You could be right, but you have to consider where this accident occurred. I expect that most pilots have been trained, but that does not mean all have. Ethiopia is known to be a " ■■■■ hole" country.
I have a IT degree and software programming happens to be a specialty of mine.
Not to say that it couldnt possibly be malicious code, just that it not.
I could go into a long explanation of why, but the short version is, those that do malicious programming either do it for money in which case you dont get anywhere demanding money after killing first.
Or they do it for fun and the challenge. Cant possibly see someone spending god aweful amounts of time figuring out how to get such code into a secure codebase just to randomly kill people for fun.
The number of security protocols that would have to be circumvented for this to be an act of maliciousness behavior would be insanely high.
So to recap while no one at this point can say conclusively 100% it wasnt malicious code. Most anyone with even a modicum of rational thought wouldnt have ever entertained the idea that it would be such a thing.
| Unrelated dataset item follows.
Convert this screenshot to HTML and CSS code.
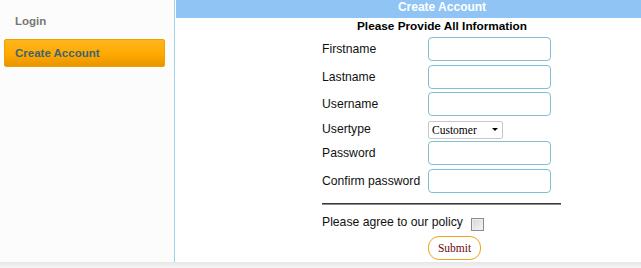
FILE: index.html
```html
<!DOCTYPE html>
<html>
<head>
<meta charset="utf-8">
<link rel="stylesheet" href="styles.css">
</head>
<body>
<div class="page">
  <aside class="sidebar">
    <div class="nav-link">Login</div>
    <div class="nav-active">Create Account</div>
  </aside>
  <main class="main">
    <div class="header">Create Account</div>
    <div class="title">Please Provide All Information</div>
    <form class="form">
      <div class="grid">
        <label class="lbl">Firstname</label><input class="txt" type="text">
        <label class="lbl">Lastname</label><input class="txt" type="text">
        <label class="lbl">Username</label><input class="txt" type="text">
        <label class="lbl">Usertype</label>
        <span class="select-wrap"><select class="sel"><option>Customer</option></select></span>
        <label class="lbl">Password</label><input class="txt" type="password">
        <label class="lbl">Confirm password</label><input class="txt" type="password">
      </div>
      <div class="rule"></div>
      <div class="policy"><span class="lbl">Please agree to our policy</span><input class="chk" type="checkbox"></div>
      <div class="actions"><button class="submit" type="button">Submit</button></div>
    </form>
  </main>
</div>
<div class="footer-band"></div>
</body>
</html>
```

FILE: styles.css
```css
html, body {
  margin: 0;
  padding: 0;
  overflow: hidden;
  background: #f3f3f3;
  font-family: "Liberation Sans", Arial, sans-serif;
}
.page {
  display: flex;
  height: 262px;
  background: #fff;
}
.sidebar {
  width: 174px;
  flex-shrink: 0;
  background: #fcfcfc;
  border-right: 1px solid #9fd3ea;
  padding-top: 14px;
}
.nav-link {
  padding-left: 15px;
  font-size: 11.5px;
  font-weight: bold;
  line-height: 15px;
  color: #777;
}
.nav-active {
  margin: 10px 0 0 4px;
  width: 161px;
  height: 28px;
  box-sizing: border-box;
  border: 1px solid #eaa300;
  border-radius: 2px;
  background: linear-gradient(#ffb51d, #ffa900 55%, #e89500);
  color: #3d6475;
  font-size: 11.5px;
  font-weight: bold;
  line-height: 26px;
  padding-left: 10px;
}
.main {
  margin-left: 1px;
  flex: 1;
  min-width: 0;
}
.header {
  height: 18px;
  background: #8fc4f5;
  color: #fff;
  font-size: 12px;
  font-weight: bold;
  line-height: 15px;
  text-align: center;
  padding-left: 67px;
}
.title {
  margin-top: 1px;
  padding-left: 67px;
  font-size: 11.8px;
  font-weight: bold;
  line-height: 15px;
  text-align: center;
  color: #000;
}
.form {
  width: 239px;
  margin: 3px 0 0 146px;
}
.grid {
  display: grid;
  grid-template-columns: 106px 123px;
  row-gap: 3.6px;
  align-items: center;
}
.lbl {
  font-size: 12.2px;
  line-height: 15px;
  color: #111;
  white-space: nowrap;
  padding-top: 1px;
}
.txt {
  width: 123px;
  height: 24px;
  box-sizing: border-box;
  margin: 0;
  border: 1px solid #80c0d3;
  border-radius: 4px;
  background: #fff;
  outline: none;
}
.select-wrap {
  position: relative;
  width: 75px;
  height: 18px;
}
.select-wrap::after {
  content: "";
  position: absolute;
  left: 64px;
  top: 8px;
  border-left: 3px solid transparent;
  border-right: 3px solid transparent;
  border-top: 3.5px solid #000;
  pointer-events: none;
}
.sel {
  appearance: none;
  -webkit-appearance: none;
  width: 75px;
  height: 18px;
  box-sizing: border-box;
  margin: 0;
  border: 1px solid #c8c8c8;
  border-radius: 2px;
  background: #fff;
  font-family: "Liberation Serif", "Times New Roman", serif;
  font-size: 11.5px;
  color: #000;
  padding: 0 0 0 3px;
  line-height: 16px;
}
.rule {
  margin-top: 9.7px;
  height: 0;
  border-top: 1px solid #3a3a3a;
  border-bottom: 1px solid #8a8a8a;
}
.policy {
  display: flex;
  align-items: flex-start;
  gap: 8px;
  margin-top: 9px;
}
.policy .lbl {
  padding-top: 1px;
}
.chk {
  appearance: none;
  -webkit-appearance: none;
  width: 13px;
  height: 13px;
  margin: 4px 0 0 0;
  box-sizing: border-box;
  border: 1px solid #8c8c8c;
  background: linear-gradient(135deg, #d6d6d6, #f6f6f6);
  box-shadow: inset 0 0 0 1px #eee;
}
.actions {
  padding-left: 106px;
  margin-top: 5px;
}
.submit {
  width: 53px;
  height: 24px;
  box-sizing: border-box;
  margin: 0;
  padding: 0;
  border: 1px solid #f0a21a;
  border-radius: 11px;
  background: #fff;
  font-family: "Liberation Serif", "Times New Roman", serif;
  font-size: 11.5px;
  color: #6b0a0a;
}
.footer-band {
  height: 6px;
  background: linear-gradient(#e6e6e6, #f5f5f5);
}
```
A ■■■■■■■■ of money. Notwithstanding the lawsuits that are going to happen, the amount of resources they have to devote to figuring this out quickly and a fix will be 10s if not hundreds of millions, and that doesnt even consider how many sales of future units and cancels they will lose just from mistrust.
What do you think they would pay to not have to spend the time and money to have to identify the problem?
I don’t think it was malicious either, I just disagree with your reasoning a little bit. I think it was a maintenance error or distant #2 a design flaw.